Here’s another unacceptable truth: this terrible video was probably not the only grossly inappropriate content your child saw online last week. Violent and sexually explicit content is rampant on social media, including on platforms marketed as safe for teens, like Instagram Teen Accounts. As parents, we must have conversations with our kids and teens about these difficult topics, with the understanding that their perception and comprehension is skewed by a still-developing prefrontal cortex. They are children. They may feel that it is “no big deal” that they witnessed Charlie Kirk’s killing or other violent content. But when a child views this type of content, it changes them. We must do more to spare our children’s developing brains from the steady stream of inappropriate, extreme, violent, and addictive content that social media algorithms push on them in the name of engagement.

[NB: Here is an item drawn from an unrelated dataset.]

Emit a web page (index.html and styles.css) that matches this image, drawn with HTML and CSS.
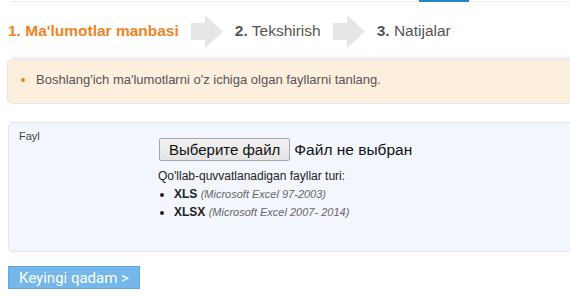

“We live in an incredibly difficult time to be a parent, but we must not throw up our hands because the ‘train has left the station.’ We need to stop the train.”
How can we do this? By reclaiming our power as parents. “You are in charge” is the number one rule in psychologist Jean Twenge’s new book, 10 Rules for Raising Kids in a High-Tech World. The YOU that is in charge is all of us. We live in an incredibly difficult time to be a parent, but we must not throw up our hands because the “train has left the station.” We need to stop the train by delaying our children’s access to smartphones and social media for as long as possible, and by developing technology rules for the home that prioritize the wellbeing of the entire family. As the movement to delay or reverse our children’s access to exploitative technology grows, childhood as a whole will be healthier and safer. We must act now to protect our children from an industry that hasn’t acknowledged or been held accountable for the harms and immense challenges that they have thrown in our laps.